Se c’è una band che nella sua storia ha saputo superare le varie avversità, in alcuni casi uscendone addirittura più forte, questi sono gli AC/DC. Dopo oltre 40 anni di leggendaria e travagliata carriera, il gruppo più elettrico di tutti i tempi si trova a fare i conti con l’abbandono, per motivi di salute, di una colonna portante come il chitarrista ritmico Malcolm Young (sostituito dal nipote Stevie), con il fratello Angus che rimane l’unico componente fondatore ancora presente in formazione.
Oltre a questa perdita, la band di Sydney deve anche fare i conti con i guai giudiziari del batterista Phil Rudd, che ne mettono in dubbio il futuro nel gruppo. Di fronte a questi avvenimenti, gli AC/DC mostrano i muscoli, come hanno sempre fatto, e iniziano un nuovo percorso che ha come fulcro un nuovo album. Prende così vita “Rock Or Bust”, quindicesimo lavoro in studio, che succede a “Black Ice” del 2008.
Con 35 minuti scarsi di durata, si tratta dell’album più breve della discografia, e basta un solo ascolto per capire che è soltanto un bene: le canzoni sono undici proiettili sparati in successione, non ci sono superflue parti strumentali o noiose ripetizioni, gli assoli ci sono e durano esattamente il tempo che dovrebbero durare; in sostanza, è un album essenziale, diretto, e che strizza più volte l’occhio ai fan di vecchia data.
La title-track “Rock or Bust” è un brano che non potrebbe essere più vicino al prototipo di canzone AC/DC: un riff che si incolla immediatamente nel cervello, sezione ritmica potente, linea melodica chiara, e i versi del ritornello “In rock we trust, it’s rock or bust”, destinati a entrare nella lunga lista di frasi simbolo del gruppo; “Play Ball”, scelta come primo singolo, si sviluppa su un ritmo più veloce, ma per il resto non differisce nei canoni dal brano precedente: sono due canzoni scritte per essere gridate dal pubblico durante i concerti. “Rock the Blues Away” è forse il brano migliore dell’album, una convincente progressione tra strofa, bridge e ritornello che non ha punti deboli: non mi stupirei se fosse scelta come terzo singolo.
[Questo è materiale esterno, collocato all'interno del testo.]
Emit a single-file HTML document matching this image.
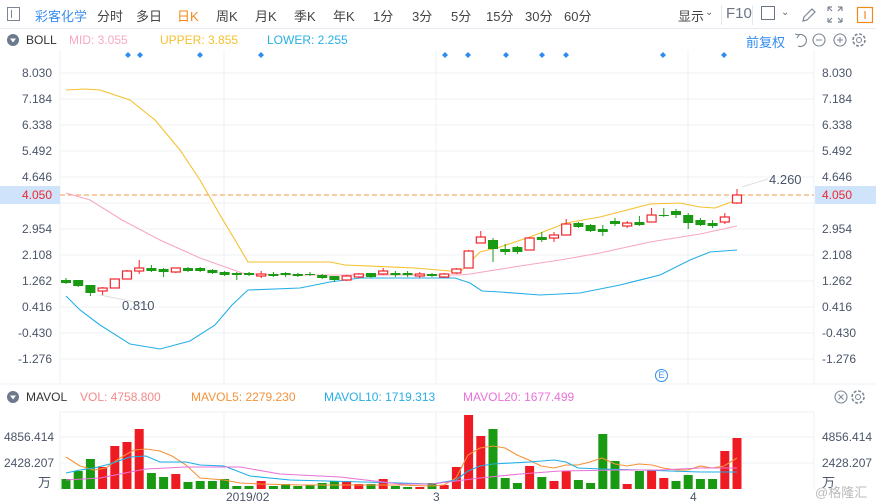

L’album vive momenti più spensierati come la ballabile “Miss Adventure”, ad altri più intensi come la marcia hard rock “Dogs of War”; in “Rock the House” si sentono più forti le radici “blues” del gruppo, mentre “Baptism by Fire”, la canzone più veloce, ne fa emergere il lato rock and roll.
Dal punto di vista degli arrangiamenti ogni cosa è al suo posto, e non fa eccezione la sempre brutale voce di Brian Johnson, che resiste al passare del tempo.
Chiaramente nessuno si aspettava un album dall’impatto di “Back in Black” (ammesso che oggi o domani qualcuno possa riuscire a fare davvero qualcosa di simile), né il carattere viscerale dei dischi del periodo di Bon Scott, tanto meno qualcosa di sperimentale o innovativo. Quindi, nei limiti del possibile e forse anche un po’ oltre, “Rock or Bust” rispecchia perfettamente quello di cui aveva bisogno il vastissimo pubblico degli AC/DC, ovvero un album sincero, potente, relativamente semplice da assimilare, e che non si allontanasse da ciò che è stata la band per tutta la carriera.